Psychoacoustic filtering for noisy speech enhancement

Regular paper

Sana Alaya


Wednesday 3 june, 2015, 16:00 - 16:20

0.2 Berlin (90)

Noise reduction techniques are constrained by a compromise between robust noise reduction, minimizing distortions level and musical noise. Modeling the human auditory system helps effectively to the problem of speech enhancement and more specifically in noise reduction to obtain a good quality and intelligibility signal. A new denoising approach is introduced in this paper. It is based on the fact that denoising may be performed by mimicking the human ear function in order to improve the psychoacoustics appearance of speech signal. The proposed method processes the signal as follows.

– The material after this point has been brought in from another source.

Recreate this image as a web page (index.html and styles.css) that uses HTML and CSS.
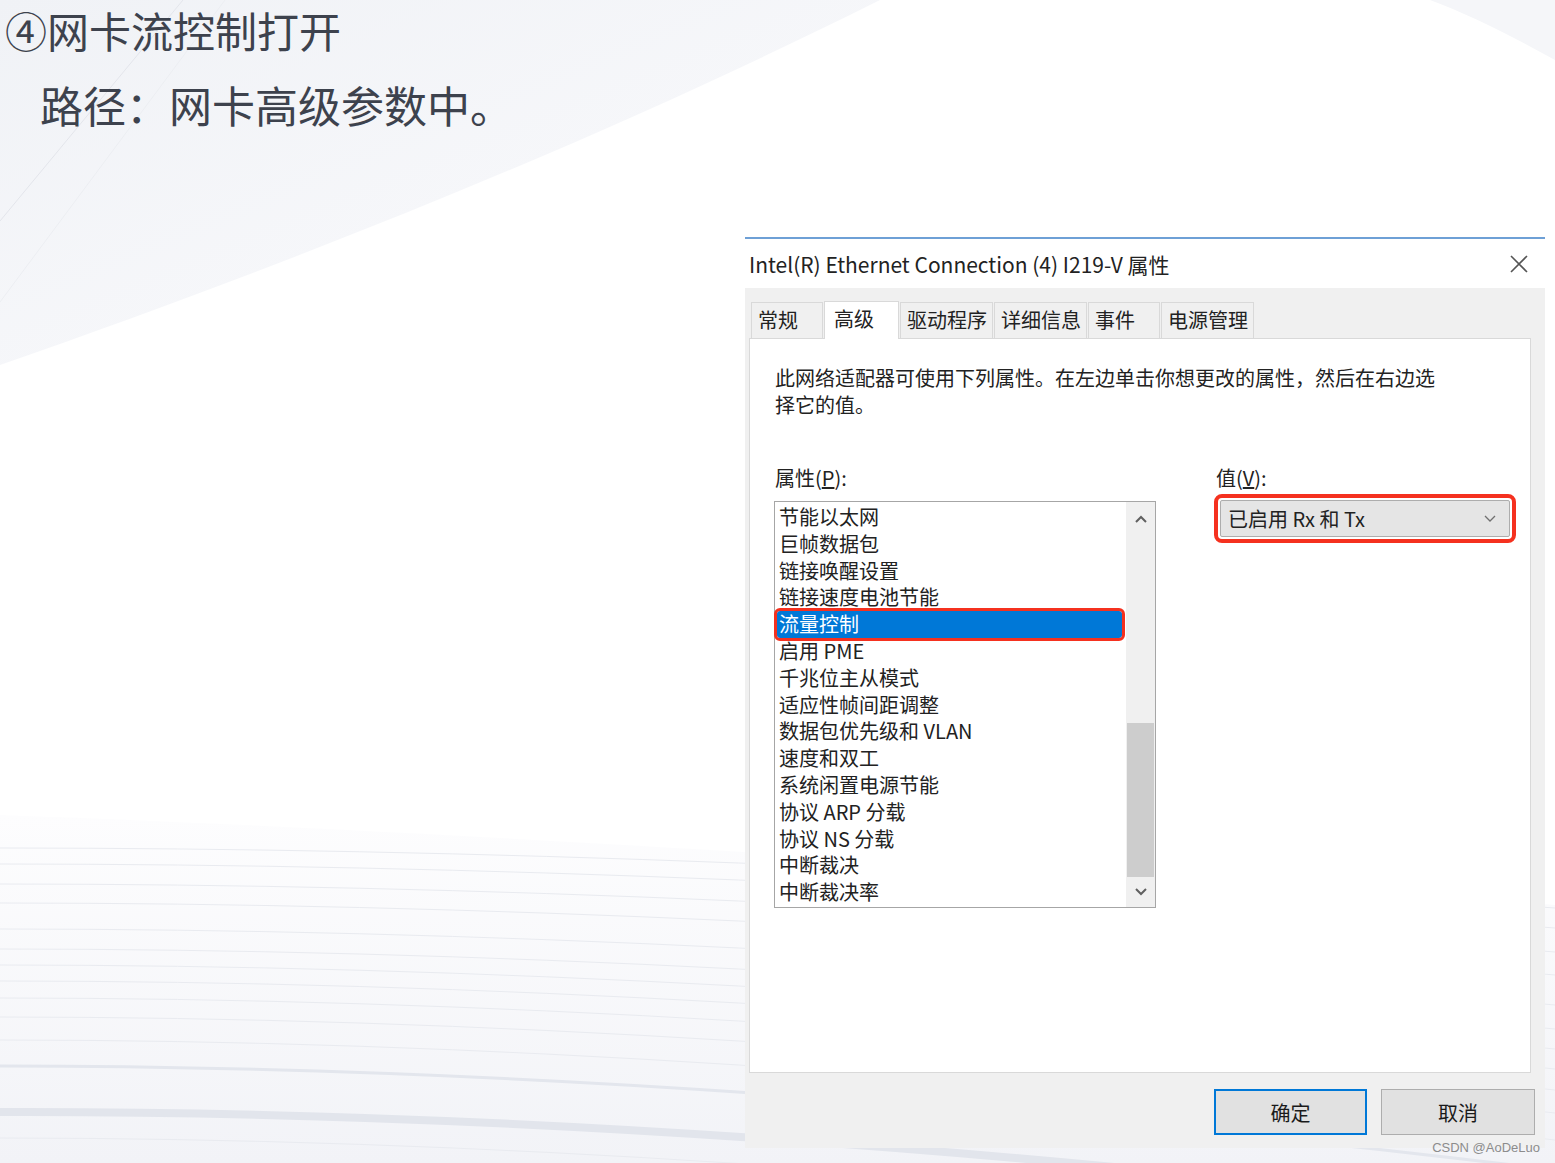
FILE: index.html
```html
<!DOCTYPE html>
<html lang="zh-CN">
<head>
  <meta charset="UTF-8">
  <meta name="viewport" content="width=device-width, initial-scale=1.0">
  <title>网卡流控制打开</title>
  <link rel="stylesheet" href="styles.css">
</head>
<body>
  <div class="page">
    <svg class="backdrop" viewBox="0 0 1555 1163" xmlns="http://www.w3.org/2000/svg">
      <defs>
        <linearGradient id="tl" x1="0" y1="0" x2="1" y2="1">
          <stop offset="0" stop-color="#f0f2f6"/>
          <stop offset="1" stop-color="#fbfbfd"/>
        </linearGradient>
        <linearGradient id="bt" x1="0" y1="0" x2="0" y2="1">
          <stop offset="0" stop-color="#fdfdfe"/>
          <stop offset="1" stop-color="#f2f3f7"/>
        </linearGradient>
      </defs>
      <path d="M0 0 H880 C620 130 330 250 0 365 Z" fill="url(#tl)"/>
      <path d="M0 221 L183 0" stroke="#e3e5eb" fill="none"/>
      <path d="M0 302 L225 0" stroke="#eceef2" fill="none"/>
      <path d="M1430 0 H1555 V60 C1510 35 1470 15 1430 0 Z" fill="#f5f6f9"/>
      <path d="M0 815 C420 830 900 860 1555 905 V1163 H0 Z" fill="url(#bt)"/>
      <g fill="none" stroke="#e9ebf0">
        <path d="M0 848 Q700 848 1555 908"/>
        <path d="M0 864 Q700 864 1555 928"/>
        <path d="M0 884 Q700 884 1555 952"/>
        <path d="M0 903 Q700 903 1555 975"/>
        <path d="M0 929 Q700 929 1555 1005"/>
        <path d="M0 949 Q700 949 1555 1029"/>
        <path d="M0 965 Q700 965 1555 1049"/>
        <path d="M0 981 Q700 981 1555 1069"/>
        <path d="M0 998 Q700 998 1555 1090"/>
        <path d="M0 1017 Q700 1017 1555 1113"/>
        <path d="M0 1040 Q700 1040 1555 1140"/>
        <path d="M0 1066 Q700 1066 1555 1170" stroke="#e3e6ed" stroke-width="3"/>
        <path d="M0 1112 Q700 1110 1555 1215" stroke="#e2e5ec" stroke-width="8"/>
        <path d="M0 1138 Q700 1138 1555 1240"/>
      </g>
    </svg>

    <div class="slide">
      <h1 class="title">④网卡流控制打开</h1>
      <p class="subtitle">路径：网卡高级参数中。</p>

      <div class="dialog">
        <div class="titlebar">
          <span>Intel(R) Ethernet Connection (4) I219-V 属性</span>
          <svg class="close" width="18" height="18" viewBox="0 0 18 18">
            <path d="M1 1 L17 17 M17 1 L1 17" stroke="#555" stroke-width="1.6" fill="none"/>
          </svg>
        </div>

        <div class="dialog-body">
          <div class="tabs">
            <div class="tab">常规</div>
            <div class="tab active">高级</div>
            <div class="tab">驱动程序</div>
            <div class="tab">详细信息</div>
            <div class="tab">事件</div>
            <div class="tab">电源管理</div>
          </div>

          <div class="panel">
            <p class="desc">此网络适配器可使用下列属性。在左边单击你想更改的属性，然后在右边选<br>择它的值。</p>

            <div class="fields">
              <div class="props">
                <div class="label">属性(<u>P</u>):</div>
                <div class="listbox">
                  <ul class="items">
                    <li class="item">节能以太网</li>
                    <li class="item">巨帧数据包</li>
                    <li class="item">链接唤醒设置</li>
                    <li class="item">链接速度电池节能</li>
                    <li class="item selected">流量控制</li>
                    <li class="item">启用 PME</li>
                    <li class="item">千兆位主从模式</li>
                    <li class="item">适应性帧间距调整</li>
                    <li class="item">数据包优先级和 VLAN</li>
                    <li class="item">速度和双工</li>
                    <li class="item">系统闲置电源节能</li>
                    <li class="item">协议 ARP 分载</li>
                    <li class="item">协议 NS 分载</li>
                    <li class="item">中断裁决</li>
                    <li class="item">中断裁决率</li>
                  </ul>
                  <div class="scrollbar">
                    <div class="sb-btn">
                      <svg width="12" height="8" viewBox="0 0 12 8"><path d="M1 7 L6 2 L11 7" stroke="#606060" stroke-width="2" fill="none"/></svg>
                    </div>
                    <div class="sb-track"><div class="sb-thumb"></div></div>
                    <div class="sb-btn down">
                      <svg width="12" height="8" viewBox="0 0 12 8"><path d="M1 1 L6 6 L11 1" stroke="#606060" stroke-width="2" fill="none"/></svg>
                    </div>
                  </div>
                </div>
              </div>

              <div class="value">
                <div class="label">值(<u>V</u>):</div>
                <div class="combo">
                  <span>已启用 Rx 和 Tx</span>
                  <svg width="12" height="7" viewBox="0 0 12 7"><path d="M1 1 L6 6 L11 1" stroke="#707070" stroke-width="1.3" fill="none"/></svg>
                </div>
              </div>
            </div>
          </div>

          <div class="buttons">
            <button class="btn default">确定</button>
            <button class="btn">取消</button>
          </div>
        </div>
      </div>
    </div>

    <div class="watermark">CSDN @AoDeLuo</div>
  </div>
</body>
</html>
```

FILE: styles.css
```css
body {
  margin: 0;
  background: #fff;
  font-family: "Noto Sans CJK SC", "Noto Sans", sans-serif;
  color: #222;
}

.page {
  position: relative;
  width: 1555px;
  height: 1163px;
  overflow: hidden;
}

.backdrop {
  position: absolute;
  left: 0;
  top: 0;
  width: 1555px;
  height: 1163px;
}

.slide {
  position: relative;
  padding-top: 5px;
}

.title {
  margin: 0 0 0 5px;
  font-size: 42px;
  line-height: 50px;
  font-weight: 400;
  color: #3d424d;
}

.subtitle {
  margin: 22px 0 0 40px;
  font-size: 43px;
  line-height: 54px;
  color: #3d424d;
}

/* dialog window */
.dialog {
  margin: 106px 0 0 745px;
  width: 800px;
  background: #f0f0f0;
}

.titlebar {
  height: 49px;
  border-top: 2px solid #6ea0d6;
  background: #fff;
  display: flex;
  align-items: center;
  justify-content: space-between;
  padding: 0 17px 0 4px;
  font-size: 21px;
  color: #222;
}

.dialog-body {
  padding: 14px 14px 13px 4px;
}

.tabs {
  display: flex;
  align-items: flex-end;
  height: 36px;
  padding-left: 2px;
  position: relative;
  z-index: 1;
}

.tab {
  box-sizing: border-box;
  min-width: 72px;
  height: 36px;
  padding: 0 5px 0 6px;
  margin-right: 1px;
  border: 1px solid #d9d9d9;
  border-bottom: none;
  background: #f0f0f0;
  font-size: 20px;
  line-height: 34px;
}

.tab.active {
  min-width: 75px;
  height: 38px;
  margin-bottom: -1px;
  padding-left: 9px;
  background: #fff;
}

.panel {
  box-sizing: border-box;
  height: 735px;
  background: #fff;
  border: 1px solid #d9d9d9;
  padding: 25px 20px 0 25px;
}

.desc {
  margin: 0;
  font-size: 20px;
  line-height: 27px;
}

.fields {
  display: flex;
  margin-top: 46px;
}

.label {
  font-size: 20px;
  line-height: 27px;
  padding-left: 1px;
}

.props {
  width: 384px;
  margin-left: -1px;
}

.listbox {
  margin-top: 10px;
  height: 407px;
  box-sizing: border-box;
  border: 1px solid #a6a6a6;
  display: flex;
}

.items {
  flex: 1;
  list-style: none;
  margin: 0;
  padding: 2px 4px 0 2px;
}

.item {
  height: 26.8px;
  line-height: 26.8px;
  padding-left: 2px;
  font-size: 20px;
  white-space: nowrap;
}

.item.selected {
  background: #0078d7;
  color: #fff;
  outline: 3px solid #f5311f;
  border-radius: 3px;
}

.scrollbar {
  width: 29px;
  background: #f0f0f0;
  display: flex;
  flex-direction: column;
}

.sb-btn {
  height: 34px;
  display: flex;
  align-items: center;
  justify-content: center;
}

.sb-btn.down {
  height: 30px;
}

.sb-track {
  flex: 1;
}

.sb-thumb {
  margin: 187px 1px 0;
  height: 154px;
  background: #cdcdcd;
}

.value {
  margin-left: 59px;
}

.combo {
  margin: 9px 0 0 5px;
  width: 290px;
  height: 37px;
  box-sizing: border-box;
  background: #e5e5e5;
  border: 1px solid #adadad;
  border-radius: 2px;
  outline: 4px solid #f5311f;
  outline-offset: 2px;
  display: flex;
  align-items: center;
  justify-content: space-between;
  padding: 0 13px 0 7px;
  font-size: 20px;
}

.buttons {
  display: flex;
  justify-content: flex-end;
  gap: 14px;
  margin: 16px -4px 0 0;
}

.btn {
  width: 154px;
  height: 46px;
  box-sizing: border-box;
  padding: 0;
  background: #e1e1e1;
  border: 1px solid #adadad;
  font-family: inherit;
  font-size: 20px;
  color: #1a1a1a;
}

.btn.default {
  width: 153px;
  border: 2px solid #0078d7;
}

.watermark {
  position: absolute;
  right: 15px;
  top: 1140px;
  font-family: "Liberation Sans", sans-serif;
  font-size: 13px;
  color: #8c8c8c;
}
```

First, the speech signal is decomposed by using a gammatone filterbank in accordance with ERB scale. This latter is characterized by her nonlinear frequency decomposition imitating the human ear decomposition. Second, spectral attenuation filtering is applied in each sub-band which is based on continuous noise estimation. Third, masking threshold is calculated using the Johnston model in the output of the spectral attenuation filter. Fourth, the calculated threshold is then inserted in the Psychoacoustics gain filter. Finally, the Psychoacoustics filter will be applied on each output sub-band of the spectral attenuation filter. The proposed method uses speech signal of TIMIT data base corrupted by real noise environment as (car and street) at different signal to noise ratio levels varying from 0dB to 15dB. Evaluation tests are realized using objective and subjective criterion such as Perceptual Evaluation of Speech Quality (PESQ) for the objectives scores and mean the quality rating of signal distortion (SIG), noise distortion (BAK) and overall quality (OVRL) for the subjective scores. For example, we obtain SIG=3.34 BAK=2.78 OVRL=3.14 for our method versus SIG=3.45 BAK=2.54 OVRL=2.87 for the classic spectral attenuation method at 10dB for car noise. The results show that our method gives best global quality of the enhanced speech signal while maximizing noise elimination and minimizing distortion.